The sport of rowing involves numerous combinations and classes of athletes. Boats can be rowed with or without coxswains (the non-rowing captain) and by 1, 2, 4, or 8 rowers. Each rower can handle one oar (sweeping) or two oars (sculling). Racing shells are currently being made with Carbon or Carbon/Kevlar combinations. The act of rowing involves the transfer of momentum by the rowers and their oars to the water. The momentum is transferred to the water by pulling on the oar and pushing with the legs (the feet are attached to the boat by restraints). This causes the seat to slide backwards and the oars to pivot on the riggers. Each stroke is made up of four basic parts: catch (blade vertical in the water, knees bent, arms forward), drive (legs straight, arms pulling toward the body), finish (oar out of water, blade vertical), recovery (body moves forward, blade turns from vertical to the horizontal). For some of the basic forces acting on a 4+ (coxed four) see Figure 1.
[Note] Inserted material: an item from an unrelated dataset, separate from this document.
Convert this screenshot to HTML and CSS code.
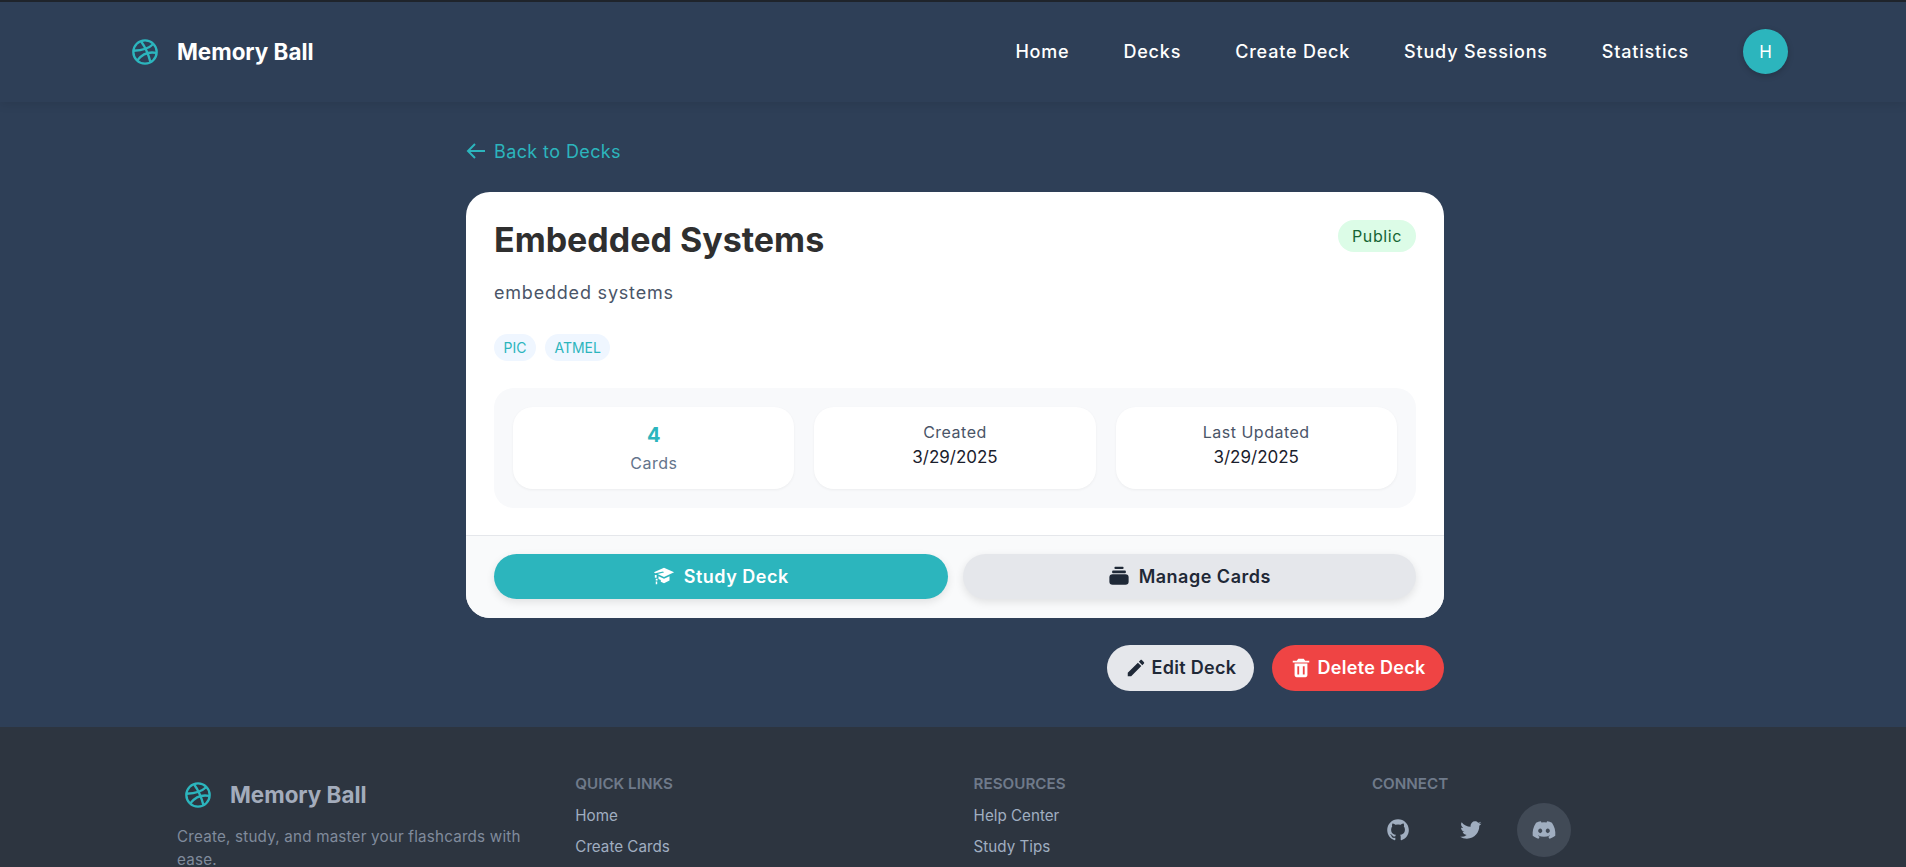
FILE: index.html
```html
<!DOCTYPE html>
<html lang="en">
<head>
    <meta charset="UTF-8">
    <meta name="viewport" content="width=device-width, initial-scale=1.0">
    <title>Memory Ball</title>
    <link rel="stylesheet" href="styles.css">
</head>
<body>
    <header class="navbar">
        <a class="brand" href="#">
            <svg class="brand-icon" viewBox="0 0 24 24"><circle cx="12" cy="12" r="10"/><path d="M19.13 5.09C15.22 9.14 10 10.44 2.25 10.94"/><path d="M21.75 12.84c-6.62-1.41-12.14 1-16.38 6.32"/><path d="M8.56 2.75c4.37 6 6 9.42 8 17.72"/></svg>
            <span>Memory Ball</span>
        </a>
        <nav class="nav-links">
            <a href="#">Home</a>
            <a href="#">Decks</a>
            <a href="#">Create Deck</a>
            <a href="#">Study Sessions</a>
            <a href="#">Statistics</a>
            <span class="avatar">H</span>
        </nav>
    </header>

    <main class="page">
        <div class="deck-wrap">
            <a class="back-link" href="#">
                <svg viewBox="0 0 24 24"><path d="M21 12H4M11 5l-7 7 7 7"/></svg>
                Back to Decks
            </a>

            <section class="deck-card">
                <div class="deck-body">
                    <div class="deck-head">
                        <h1>Embedded Systems</h1>
                        <span class="badge-public">Public</span>
                    </div>
                    <p class="deck-desc">embedded systems</p>
                    <div class="tags">
                        <span class="tag">PIC</span>
                        <span class="tag">ATMEL</span>
                    </div>
                    <div class="stats">
                        <div class="stat stat-main">
                            <strong class="stat-count">4</strong>
                            <span class="stat-label stat-label-low">Cards</span>
                        </div>
                        <div class="stat">
                            <span class="stat-label">Created</span>
                            <span class="stat-value">3/29/2025</span>
                        </div>
                        <div class="stat">
                            <span class="stat-label">Last Updated</span>
                            <span class="stat-value">3/29/2025</span>
                        </div>
                    </div>
                </div>
                <div class="deck-foot">
                    <button class="btn btn-wide btn-teal">
                        <svg viewBox="0 0 24 24"><path d="M12 3 23 8l-11 5-7-3.2 7-1.6-1-1.2-8.5 2L1 8z"/><path d="M6 12.2 12 15l6-2.7V17l-6 3-3.5-1.6v-2L6 15.2z"/><path d="M2 11h2v3H2zM3 15h2v2H3zM3 18h1.6v3H3z"/></svg>
                        Study Deck
                    </button>
                    <button class="btn btn-wide btn-grey">
                        <svg viewBox="0 0 24 24"><rect x="7" y="2" width="10" height="2.4" rx="1"/><rect x="4.5" y="6" width="15" height="3" rx="1"/><rect x="1.5" y="10" width="21" height="11.5" rx="3.5"/></svg>
                        Manage Cards
                    </button>
                </div>
            </section>

            <div class="deck-actions">
                <button class="btn btn-small btn-light">
                    <svg viewBox="0 0 24 24"><path d="M3 17.25V21h3.75L17.81 9.94l-3.75-3.75L3 17.25zM20.71 7.04c.39-.39.39-1.02 0-1.41l-2.34-2.34c-.39-.39-1.02-.39-1.41 0l-1.83 1.83 3.75 3.75 1.83-1.83z"/></svg>
                    Edit Deck
                </button>
                <button class="btn btn-small btn-red">
                    <svg viewBox="0 0 24 24"><path d="M6 7H5v13a2 2 0 0 0 2 2h10a2 2 0 0 0 2-2V7H6zm4 12H8v-9h2v9zm6 0h-2v-9h2v9zm.618-15L15 2H9L7.382 4H3v2h18V4z"/></svg>
                    Delete Deck
                </button>
            </div>
        </div>
    </main>

    <footer class="footer">
        <div class="footer-col">
            <a class="footer-brand" href="#">
                <svg class="brand-icon" viewBox="0 0 24 24"><circle cx="12" cy="12" r="10"/><path d="M19.13 5.09C15.22 9.14 10 10.44 2.25 10.94"/><path d="M21.75 12.84c-6.62-1.41-12.14 1-16.38 6.32"/><path d="M8.56 2.75c4.37 6 6 9.42 8 17.72"/></svg>
                <span>Memory Ball</span>
            </a>
            <p class="footer-text">Create, study, and master your flashcards with ease.</p>
        </div>
        <div class="footer-col">
            <h4>Quick Links</h4>
            <a class="footer-link" href="#">Home</a>
            <a class="footer-link" href="#">Create Cards</a>
        </div>
        <div class="footer-col">
            <h4>Resources</h4>
            <a class="footer-link" href="#">Help Center</a>
            <a class="footer-link" href="#">Study Tips</a>
        </div>
        <div class="footer-col">
            <h4>Connect</h4>
            <div class="socials">
                <a class="social" href="#"><svg viewBox="0 0 24 24"><path d="M12.026 2c-5.509 0-9.974 4.465-9.974 9.974 0 4.406 2.857 8.145 6.821 9.465.499.09.679-.217.679-.481 0-.237-.008-.865-.011-1.696-2.775.602-3.361-1.338-3.361-1.338-.452-1.152-1.107-1.459-1.107-1.459-.905-.619.069-.605.069-.605 1.002.07 1.527 1.028 1.527 1.028.89 1.524 2.336 1.084 2.902.829.091-.645.351-1.085.635-1.334-2.214-.251-4.542-1.107-4.542-4.93 0-1.087.389-1.979 1.024-2.675-.101-.253-.446-1.268.099-2.64 0 0 .837-.269 2.742 1.021a9.582 9.582 0 0 1 2.496-.336 9.554 9.554 0 0 1 2.496.336c1.906-1.291 2.742-1.021 2.742-1.021.545 1.372.203 2.387.099 2.64.64.696 1.024 1.587 1.024 2.675 0 3.833-2.33 4.675-4.552 4.922.355.308.675.916.675 1.846 0 1.334-.012 2.41-.012 2.737 0 .267.178.577.687.479C19.146 20.115 22 16.379 22 11.974 22 6.465 17.535 2 12.026 2z"/></svg></a>
                <a class="social" href="#"><svg viewBox="0 0 24 24"><path d="M19.633 7.997c.013.175.013.349.013.523 0 5.325-4.053 11.461-11.46 11.461-2.282 0-4.402-.661-6.186-1.809.324.037.636.05.973.05a8.07 8.07 0 0 0 5.001-1.721 4.036 4.036 0 0 1-3.767-2.793c.249.037.499.062.761.062.361 0 .724-.05 1.061-.137a4.027 4.027 0 0 1-3.23-3.953v-.05c.537.299 1.16.486 1.82.511a4.022 4.022 0 0 1-1.796-3.354c0-.748.199-1.434.548-2.032a11.457 11.457 0 0 0 8.306 4.215c-.062-.3-.1-.611-.1-.923a4.026 4.026 0 0 1 4.028-4.028c1.16 0 2.207.486 2.943 1.272a7.957 7.957 0 0 0 2.556-.973 4.02 4.02 0 0 1-1.771 2.22 8.073 8.073 0 0 0 2.319-.624 8.645 8.645 0 0 1-2.019 2.083z"/></svg></a>
                <a class="social social-hover" href="#"><svg viewBox="0 0 24 24"><path d="M19.27 5.33C17.94 4.71 16.5 4.26 15 4a.09.09 0 0 0-.07.03c-.18.33-.39.76-.53 1.09a16.09 16.09 0 0 0-4.8 0c-.14-.34-.35-.76-.54-1.09-.01-.02-.04-.03-.07-.03-1.5.26-2.93.71-4.27 1.33-.01 0-.02.01-.03.02-2.72 4.07-3.47 8.03-3.1 11.95 0 .02.01.04.03.05 1.8 1.32 3.53 2.12 5.24 2.65.03.01.06 0 .07-.02.4-.55.76-1.13 1.07-1.74.02-.04 0-.08-.04-.09-.57-.22-1.11-.48-1.64-.78-.04-.02-.04-.08-.01-.11.11-.08.22-.17.33-.25.02-.02.05-.02.07-.01 3.44 1.57 7.15 1.57 10.55 0 .02-.01.05-.01.07.01.11.09.22.17.33.26.04.03.04.09-.01.11-.52.31-1.07.56-1.64.78-.04.01-.05.06-.04.09.32.61.68 1.19 1.07 1.74.03.01.06.02.09.01 1.72-.53 3.45-1.33 5.25-2.65.02-.01.03-.03.03-.05.44-4.53-.73-8.46-3.1-11.95-.01-.01-.02-.02-.04-.02zM8.52 14.91c-1.03 0-1.89-.95-1.89-2.12s.84-2.12 1.89-2.12c1.06 0 1.9.96 1.89 2.12 0 1.17-.84 2.12-1.89 2.12zm6.97 0c-1.03 0-1.89-.95-1.89-2.12s.84-2.12 1.89-2.12c1.06 0 1.9.96 1.89 2.12 0 1.17-.83 2.12-1.89 2.12z"/></svg></a>
            </div>
        </div>
    </footer>
</body>
</html>
```

FILE: styles.css
```css
* {
    box-sizing: border-box;
}

html,
body {
    height: 100%;
    margin: 0;
    overflow: hidden;
}

body {
    background-color: #2e3f57;
    font-family: Inter, "Liberation Sans", sans-serif;
    border-top: 2px solid #1f242b;
}

a {
    color: inherit;
    text-decoration: none;
}

/* top bar */
.navbar {
    position: relative;
    z-index: 2;
    height: 100px;
    padding: 0 118px 1px 131px;
    display: flex;
    align-items: center;
    justify-content: space-between;
    background-color: #2e3f57;
    box-shadow: 0 2px 10px rgba(0, 0, 0, 0.1);
}

.brand {
    display: flex;
    align-items: center;
    gap: 18px;
    color: #fff;
    font-size: 22.4px;
    font-weight: 700;
}

.brand-icon {
    width: 28px;
    height: 28px;
    fill: none;
    stroke: #2cb5bd;
    stroke-width: 2;
}

.nav-links {
    display: flex;
    align-items: center;
    gap: 54px;
    color: #fff;
    font-size: 18px;
    font-weight: 500;
    letter-spacing: 0.8px;
}

.avatar {
    width: 45px;
    height: 45px;
    border-radius: 50%;
    display: flex;
    align-items: center;
    justify-content: center;
    background-color: #2cb5bd;
    box-shadow: 0 2px 6px rgba(0, 0, 0, 0.2);
    font-size: 17px;
    font-weight: 400;
    letter-spacing: 0;
}

/* deck page */
.page {
    padding: 40px 0 36px 4px;
}

.deck-wrap {
    width: 978px;
    margin: 0 auto;
}

.back-link {
    display: inline-flex;
    align-items: center;
    gap: 6px;
    height: 20px;
    padding-bottom: 2px;
    margin-bottom: 30px;
    margin-left: -2px;
    color: #2cb5bd;
    font-size: 18px;
    letter-spacing: 0.4px;
}

.back-link svg {
    width: 24px;
    height: 24px;
    fill: none;
    stroke: currentColor;
    stroke-width: 2;
}

.deck-card {
    border-radius: 24px;
    overflow: hidden;
    background-color: #fff;
}

.deck-body {
    padding: 28px 28px 27px;
}

.deck-head {
    display: flex;
    justify-content: space-between;
    align-items: flex-start;
}

.deck-head h1 {
    margin: 0;
    font-size: 34px;
    line-height: 40px;
    font-weight: 700;
    color: #2f2f2f;
}

.badge-public {
    height: 32px;
    padding: 0 14px;
    border-radius: 16px;
    line-height: 32px;
    font-size: 16px;
    letter-spacing: 0.6px;
    background-color: #dcfce7;
    color: #166534;
}

.deck-desc {
    margin: 22px 0 0;
    line-height: 22px;
    font-size: 18px;
    letter-spacing: 0.8px;
    color: #4a5568;
}

.tags {
    display: flex;
    gap: 9px;
    margin-top: 30px;
}

.tag {
    height: 27px;
    padding: 0 9.5px;
    border-radius: 14px;
    line-height: 27px;
    font-size: 14px;
    background-color: #eff6ff;
    color: #2cb5bd;
}

.stats {
    display: grid;
    grid-template-columns: repeat(3, 1fr);
    gap: 20px;
    margin-top: 27px;
    padding: 19.2px;
    border-radius: 20px;
    background-color: #f8f9fb;
}

.stat {
    height: 81.6px;
    padding-bottom: 5px;
    border-radius: 20px;
    display: flex;
    flex-direction: column;
    align-items: center;
    justify-content: center;
    gap: 4px;
    background-color: #fff;
    box-shadow: 0 1px 3px rgba(0, 0, 0, 0.05);
}

.stat-main {
    padding-bottom: 0;
    gap: 6px;
}

.stat-count {
    font-size: 20px;
    line-height: 24px;
    color: #2cb5bd;
}

.stat-label {
    font-size: 16px;
    line-height: 20px;
    letter-spacing: 0.5px;
    color: #4a5568;
}

.stat-label-low {
    color: #64748b;
}

.stat-value {
    font-size: 17px;
    line-height: 22px;
    color: #1a202c;
}

.deck-foot {
    display: grid;
    grid-template-columns: 1fr 1fr;
    gap: 15px;
    padding: 18px 28px 19px;
    border-top: 1px solid #e5e7eb;
    background-color: #f9fafb;
}

.btn {
    display: flex;
    align-items: center;
    justify-content: center;
    border: 0;
    font-family: inherit;
    font-size: 18px;
    font-weight: 600;
}

.btn svg {
    fill: currentColor;
}

.btn-wide {
    height: 45px;
    gap: 9px;
    border-radius: 23px;
    letter-spacing: 0.5px;
    box-shadow: 0 3px 8px rgba(0, 0, 0, 0.1);
}

.btn-wide svg {
    width: 22px;
    height: 22px;
}

.btn-teal {
    background-color: #2cb5bd;
    color: #fff;
}

.btn-grey,
.btn-light {
    background-color: #e5e7eb;
    color: #1f2937;
}

.deck-actions {
    display: flex;
    justify-content: flex-end;
    gap: 18px;
    margin-top: 27px;
}

.btn-small {
    height: 46px;
    gap: 5px;
    border-radius: 23px;
    letter-spacing: 0.3px;
}

.btn-small svg {
    width: 22px;
    height: 22px;
}

.btn-light {
    width: 147px;
}

.btn-red {
    width: 172px;
    background-color: #ef4444;
    color: #fff;
}

/* footer */
.footer {
    height: 400px;
    padding: 48px 0 0 177px;
    display: grid;
    grid-template-columns: repeat(4, 350px);
    column-gap: 48.3px;
    background-color: #2d3540;
    color: #a0aec0;
}

.footer h4 {
    margin: 0 0 13px;
    font-size: 15.2px;
    line-height: 18px;
    font-weight: 600;
    text-transform: uppercase;
    color: #6f7a8a;
}

.footer-brand {
    display: flex;
    align-items: center;
    gap: 18px;
    margin: 6px 0 0 7px;
    color: #a3acbc;
    font-size: 22.4px;
    font-weight: 700;
}

.footer-text {
    margin: 16px 0 0;
    font-size: 15.2px;
    line-height: 23px;
    letter-spacing: 0.2px;
    color: #808b9c;
}

.footer-link {
    display: block;
    height: 31px;
    line-height: 20px;
    font-size: 15.2px;
}

.socials {
    display: flex;
    gap: 19px;
    margin: -3px 0 0 -1px;
}

.social {
    width: 54px;
    height: 54px;
    border-radius: 50%;
    display: flex;
    align-items: center;
    justify-content: center;
    color: #a0aec0;
}

.social svg {
    width: 26px;
    height: 26px;
    fill: currentColor;
}

.social-hover {
    background-color: #414a56;
}
```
Figure 1: mx is the mass for each rower x (1-4) and coxswain (c), M is the mass of the boat, and Fx (x=1- 4) is the force exerted by the stroke and Fdrag is the resistive force of the water.

Drag

Drag is the transfer of momentum from our moving object to a fluid. A crew moves through both water (in contact with the shell) and air (in contact with a small part of the shell and the rowers).Effect on Crew

To minimize air resistance rowers wear skimpy unis and force their coxswains to lay in the very short and narrow stern of the boat.